Okay, so if there is not a universal definition of product but instead a series of dimensions or characteristics that make it easier or harder to work on this product, then the process of product definition needs to happen frequently with a view to the key question: Does this structure improve or reduce the ability of the product teams to deliver value often? Does this make sense from a funding and control perspective? And, is this a collection of competitive capabilities for our business and business strategy?
And the last question is the most important. Many capabilities are being developed and maintained that would make more sense to be outsourced or purchased. By defining the product model, an organization can review those choices. The best and most effective organizations focus on their core while managing context and not trying to do everything themselves!
Politics adds another dimension.
Yes, product models and associated organizational structures are affected by politics. As soon as groups of people are managed and budgets are spent, power, authority, and status become variables. Of course, it is the objective of any agile coach to make those things transparent, allowing the people working on the product model to explicitly decide on them, but the reality is that smart people can hide those needs with very well-defined needs and objectives. And agile coaches themselves are often swayed by strong personalities. To quote my Grandmother, “It is what it is, and that has to be ok, otherwise you will hurt your head pushing against a brick wall”.

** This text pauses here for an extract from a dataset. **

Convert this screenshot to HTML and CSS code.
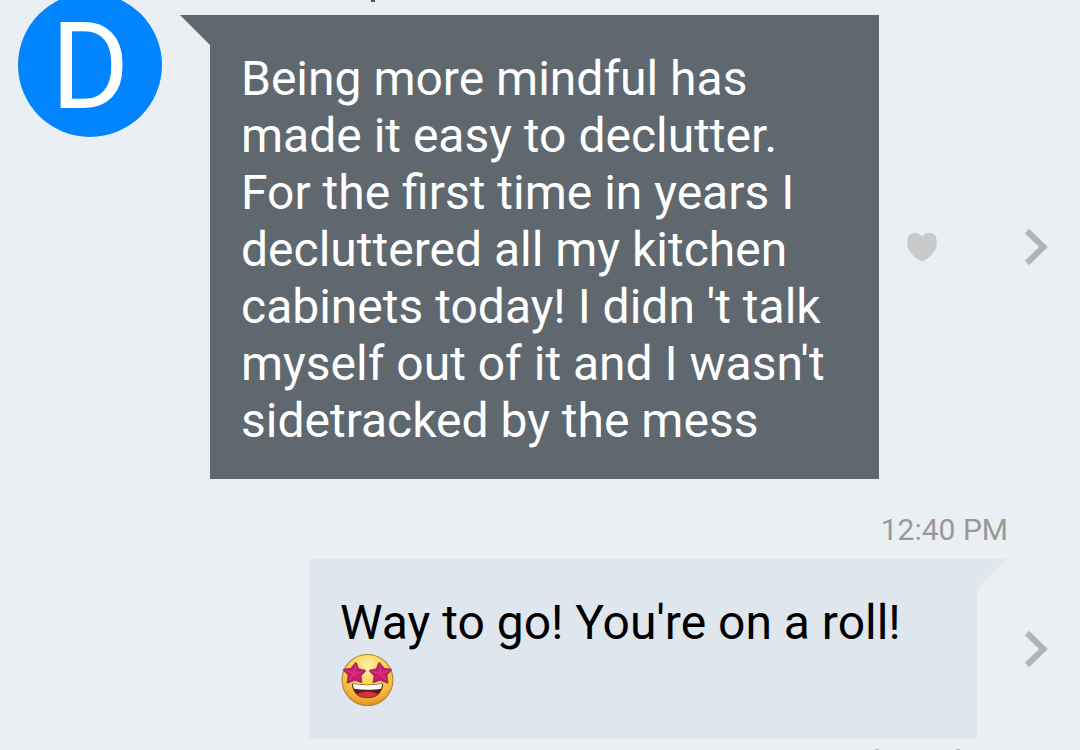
FILE: index.html
```
<!DOCTYPE html>
<html lang="en">
<head>
    <meta charset="UTF-8">
    <meta name="viewport" content="width=device-width, initial-scale=1.0">
    <title>Messages</title>
    <link rel="stylesheet" href="styles.css">
</head>
<body>
    <main class="thread">
        <!-- tail of the sender line, scrolled off the top -->
        <span class="clipped clipped-top"></span>

        <div class="message received">
            <div class="avatar">D</div>
            <p class="bubble">Being more mindful has made it easy to declutter. For the first time in years I decluttered all my kitchen cabinets today! I didn 't talk myself out of it and I wasn't sidetracked by the mess</p>
            <button class="like" aria-label="Like">
                <svg width="30" height="29" viewBox="0 0 30 29">
                    <path d="M15 3.500C13 1 10.500 0 8 0 3 0 .3 2.500 .3 8v3c0 7 7 14 14.700 17.500C22.700 25 29.700 18 29.700 11V8C29.700 2.500 27 0 22 0 19.500 0 17 1 15 3.500z" fill="#c8caca"/>
                </svg>
            </button>
            <button class="more" aria-label="More">
                <svg width="24" height="36" viewBox="0 0 24 36">
                    <path d="M3 2l16.500 16L3 34" fill="none" stroke="#adb4bb" stroke-width="6"/>
                </svg>
            </button>
        </div>

        <time class="time">12:40 PM</time>

        <div class="message sent">
            <p class="bubble">Way to go! You're on a roll!
                <svg class="emoji" role="img" aria-label="Star-struck" viewBox="0 0 52 52">
                    <defs>
                        <radialGradient id="face" cx="50%" cy="25%" r="75%">
                            <stop offset="0" stop-color="#fff3b0"/>
                            <stop offset=".4" stop-color="#fcd855"/>
                            <stop offset=".75" stop-color="#f8bd35"/>
                            <stop offset="1" stop-color="#e08f20"/>
                        </radialGradient>
                    </defs>
                    <circle cx="26" cy="26" r="25" fill="url(#face)" stroke="#a98243" stroke-width="1"/>
                    <path d="M12 29.500c9 1.500 19 1.500 28 0 1 0 1.500 .7 1.300 1.700C40 39.500 34 44 26 44S12 39.500 10.700 31.200c-.2-1 .3-1.700 1.300-1.700z" fill="#5c1c1c"/>
                    <path d="M16 40c5-3.500 15-3.500 20 0-3 2.700-6 3.500-10 3.500s-7-.8-10-3.500z" fill="#d5333d"/>
                    <path d="M12.500 30c9 1.400 18 1.400 27 0 .7 0 1 .5 .8 1.200l-1 3.300c-8 1.300-18 1.300-26.600 0l-1-3.300c-.2-.7 .1-1.200 .8-1.200z" fill="#fff"/>
                    <g fill="#d01c74" stroke="#b0245f" stroke-width="2" stroke-linejoin="round">
                        <path d="M14.500 9.500l2.500 6 6.500 1.500-4.500 4.500 1 6.500-6.500-2.500-7 3 1-7.500L3 16l7-1z"/>
                        <path d="M37.500 9.500L35 15.500 28.500 17l4.500 4.500-1 6.500 6.500-2.500 7 3-1-7.500L49 16l-7-1z"/>
                    </g>
                    <path d="M14 11l-1 9-7-3M13 20l8-2M13 20l-5 6M38 11l1 9-8-2M39 20l7-3M39 20l5 6" fill="none" stroke="#e04a90" stroke-width="1" opacity=".7"/>
                </svg>
            </p>
            <button class="more" aria-label="More">
                <svg width="24" height="36" viewBox="0 0 24 36">
                    <path d="M3 2l16.500 16L3 34" fill="none" stroke="#adb4bb" stroke-width="6"/>
                </svg>
            </button>
        </div>

        <!-- top of the next time stamp -->
        <span class="clipped clipped-bottom"></span>
    </main>
</body>
</html>
```

FILE: styles.css
```
* {
    box-sizing: border-box;
}

body {
    margin: 0;
    height: 100vh;
    overflow: hidden;
    background-color: #eaeff3;
    font-family: Roboto, Arial, sans-serif;
}

.thread {
    position: relative;
    display: flex;
    flex-direction: column;
    min-height: 100vh;
    padding-top: 15px;
}

.message {
    display: flex;
    align-items: center;
    padding: 0 32px 0 18px;
}

.avatar {
    flex: none;
    align-self: flex-start;
    width: 144px;
    height: 144px;
    margin: -22px 48px 0 0;
    padding-top: 14px;
    border-radius: 50%;
    background-color: #0084ff;
    color: #fff;
    font-size: 120px;
    line-height: 120px;
    text-align: center;
}

.bubble {
    position: relative;
    margin: 0;
    padding: 35px 31px 30px;
    font-size: 48px;
    line-height: 57px;
}

/* corner that points at the sender */
.bubble::before {
    content: "";
    position: absolute;
    top: 0;
    width: 30px;
    height: 30px;
    background-color: inherit;
}

.received .bubble {
    flex: 1;
    background-color: #60686f;
    color: #fff;
}

.received .bubble::before {
    right: 100%;
    clip-path: polygon(0 0, 100% 0, 100% 100%);
}

.sent {
    padding-left: 309px;
}

.sent .bubble {
    flex: 1;
    margin-right: 47px;
    background-color: #dfe6ed;
    color: #000;
}

.sent .bubble::before {
    left: 100%;
    clip-path: polygon(0 0, 100% 0, 0 100%);
}

.emoji {
    display: block;
    width: 54px;
    height: 57px;
    padding: 1px 0 0 1px;
}

button {
    display: flex;
    flex: none;
    padding: 0;
    border: none;
    background: none;
    cursor: pointer;
}

.like {
    margin: 0 87px 0 28px;
}

.time {
    padding: 33px 72px 11px 0;
    color: #999;
    font-size: 30px;
    line-height: 36px;
    text-align: right;
}

.clipped {
    position: absolute;
    width: 4px;
    height: 2px;
    background-color: #50555a;
}

.clipped-top {
    top: 0;
    left: 371px;
}

.clipped-bottom {
    top: 749px;
    left: 875px;
    height: 1px;
    background-color: #b4b8bb;
    box-shadow: 81px 0 #b4b8bb;
}
```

The Product Definition Merry-go-around
After talking to hundreds of organizations and consultants about product definition, I sometimes feel that I am in the same position that I was at the start. Yes, products are great for grouping, aligning, and funding your organization's capabilities. They can help set a frame for the whole organization when thinking about “stuff”. But there is no perfect answer to your product definition puzzle. It is all about making some choices and measuring their impact. And then doing it again and again and again. And, yes, I know people hate change, but to be effective, you have to get used to it!